▶ _THE TASK_:
Omit the pictures and output exactly the lines from the start of the entries through the line containing "MdInput, MdPause, MdPlayArrow".

────────────────────

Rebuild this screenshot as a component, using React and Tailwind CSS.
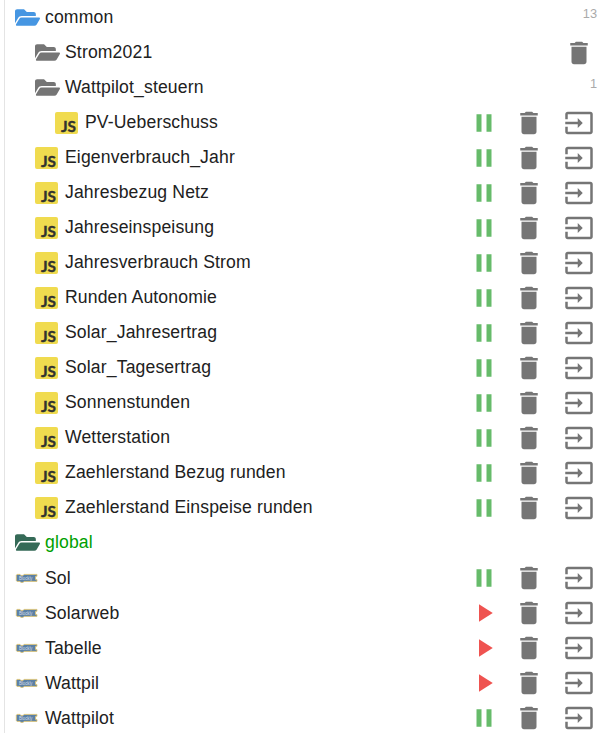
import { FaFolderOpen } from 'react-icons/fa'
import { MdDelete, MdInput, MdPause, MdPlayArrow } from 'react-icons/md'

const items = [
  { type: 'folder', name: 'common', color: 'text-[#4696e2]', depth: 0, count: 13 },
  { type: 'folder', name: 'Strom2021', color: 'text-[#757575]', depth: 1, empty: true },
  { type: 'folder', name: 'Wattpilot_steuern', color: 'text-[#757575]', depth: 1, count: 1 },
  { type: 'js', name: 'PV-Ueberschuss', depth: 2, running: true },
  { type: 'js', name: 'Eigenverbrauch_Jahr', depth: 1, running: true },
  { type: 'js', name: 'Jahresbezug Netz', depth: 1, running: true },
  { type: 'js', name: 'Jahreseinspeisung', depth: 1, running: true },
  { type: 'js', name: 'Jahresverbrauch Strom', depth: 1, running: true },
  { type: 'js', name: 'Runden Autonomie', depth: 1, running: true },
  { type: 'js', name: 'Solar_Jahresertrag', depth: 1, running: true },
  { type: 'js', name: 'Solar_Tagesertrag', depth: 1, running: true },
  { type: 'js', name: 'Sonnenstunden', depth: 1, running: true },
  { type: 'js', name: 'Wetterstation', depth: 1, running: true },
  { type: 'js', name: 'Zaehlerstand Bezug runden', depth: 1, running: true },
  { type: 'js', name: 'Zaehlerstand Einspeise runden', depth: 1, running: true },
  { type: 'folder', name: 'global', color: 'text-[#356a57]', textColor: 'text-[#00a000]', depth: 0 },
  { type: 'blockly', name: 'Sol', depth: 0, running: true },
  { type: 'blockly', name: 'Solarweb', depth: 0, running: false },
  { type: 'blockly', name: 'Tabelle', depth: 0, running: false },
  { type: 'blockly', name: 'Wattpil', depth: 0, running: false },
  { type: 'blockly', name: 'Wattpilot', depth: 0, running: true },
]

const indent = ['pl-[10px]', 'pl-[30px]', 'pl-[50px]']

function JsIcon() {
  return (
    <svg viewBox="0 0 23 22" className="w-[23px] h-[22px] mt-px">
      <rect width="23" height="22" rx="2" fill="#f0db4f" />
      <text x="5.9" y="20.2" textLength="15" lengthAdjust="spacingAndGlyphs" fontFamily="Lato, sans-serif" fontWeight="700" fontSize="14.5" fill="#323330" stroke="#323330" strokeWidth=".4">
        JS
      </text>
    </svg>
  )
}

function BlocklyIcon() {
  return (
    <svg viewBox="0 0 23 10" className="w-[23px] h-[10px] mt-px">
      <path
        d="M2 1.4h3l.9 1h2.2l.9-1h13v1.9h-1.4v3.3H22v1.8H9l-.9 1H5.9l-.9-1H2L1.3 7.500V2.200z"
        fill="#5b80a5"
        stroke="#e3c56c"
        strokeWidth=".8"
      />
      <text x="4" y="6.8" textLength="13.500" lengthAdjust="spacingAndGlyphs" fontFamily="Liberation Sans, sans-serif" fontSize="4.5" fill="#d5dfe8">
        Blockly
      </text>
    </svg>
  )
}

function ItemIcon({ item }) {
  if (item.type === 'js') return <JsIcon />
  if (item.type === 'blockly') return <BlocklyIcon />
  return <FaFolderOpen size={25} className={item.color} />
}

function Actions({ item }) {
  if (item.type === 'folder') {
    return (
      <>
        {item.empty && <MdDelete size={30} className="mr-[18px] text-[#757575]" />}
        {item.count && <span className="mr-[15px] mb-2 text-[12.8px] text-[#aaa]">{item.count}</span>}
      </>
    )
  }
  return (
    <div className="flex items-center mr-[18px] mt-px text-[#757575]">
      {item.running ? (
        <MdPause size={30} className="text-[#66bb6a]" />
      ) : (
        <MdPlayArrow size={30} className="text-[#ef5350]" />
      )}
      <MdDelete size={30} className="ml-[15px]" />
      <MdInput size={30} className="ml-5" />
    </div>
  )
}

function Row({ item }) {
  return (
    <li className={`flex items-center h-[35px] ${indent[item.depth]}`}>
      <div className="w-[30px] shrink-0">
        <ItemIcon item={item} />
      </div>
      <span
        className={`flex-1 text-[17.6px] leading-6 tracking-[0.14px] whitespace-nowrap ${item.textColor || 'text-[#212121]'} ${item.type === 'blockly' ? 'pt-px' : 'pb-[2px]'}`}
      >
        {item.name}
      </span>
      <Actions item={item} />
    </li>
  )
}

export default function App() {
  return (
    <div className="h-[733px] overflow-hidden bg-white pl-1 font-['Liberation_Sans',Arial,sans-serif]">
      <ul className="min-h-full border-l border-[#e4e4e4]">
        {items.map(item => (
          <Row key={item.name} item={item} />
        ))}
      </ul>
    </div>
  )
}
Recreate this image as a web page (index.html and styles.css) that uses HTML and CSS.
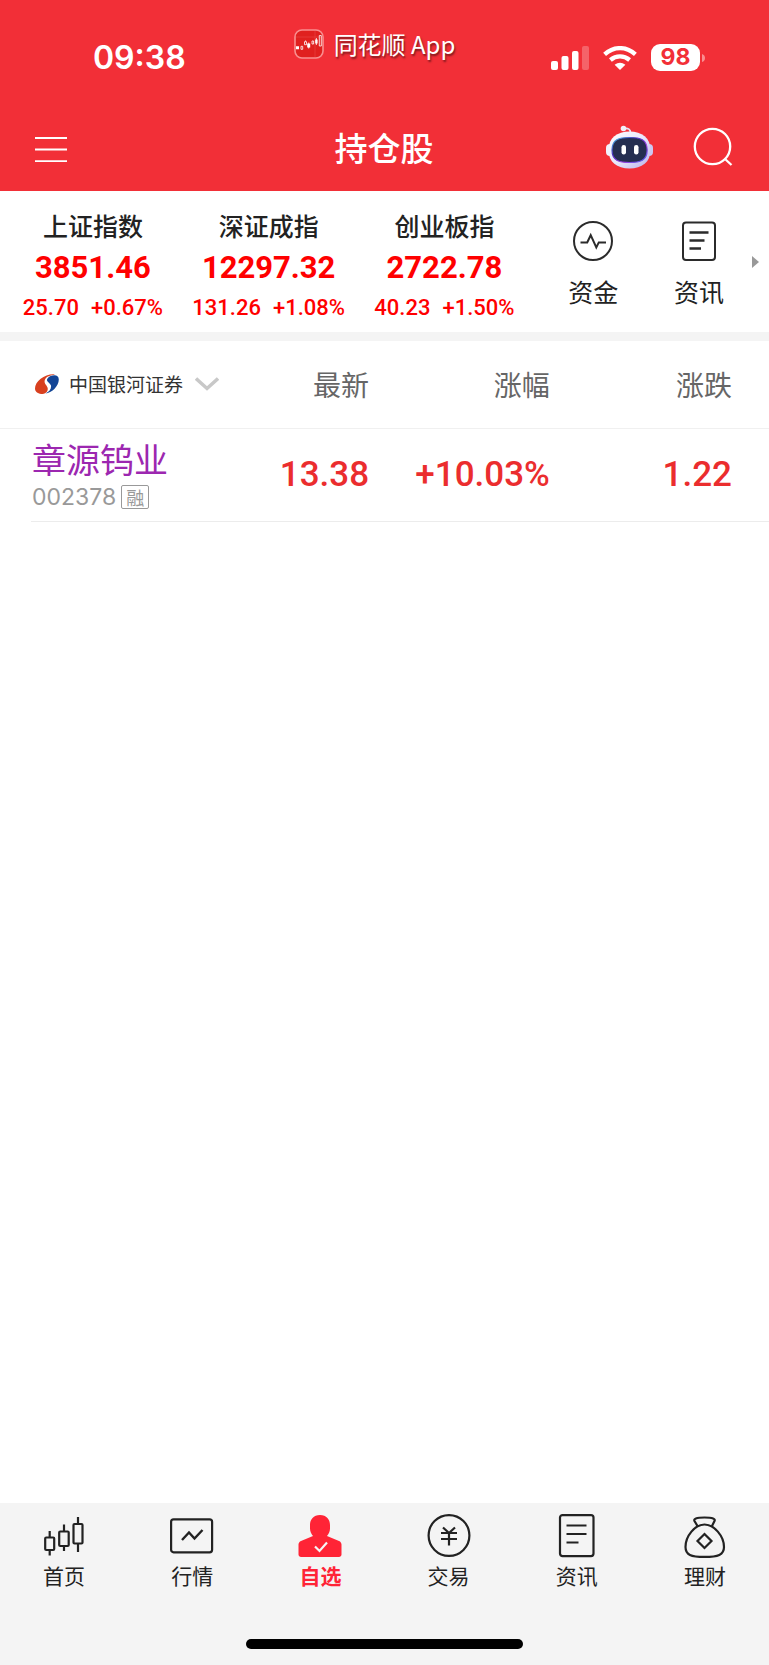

────────────────────

▶ _TASK SOLUTION_:
Rebuild this screenshot as a component, using React and Tailwind CSS.
import { FaFolderOpen } from 'react-icons/fa'
import { MdDelete, MdInput, MdPause, MdPlayArrow } from 'react-icons/md'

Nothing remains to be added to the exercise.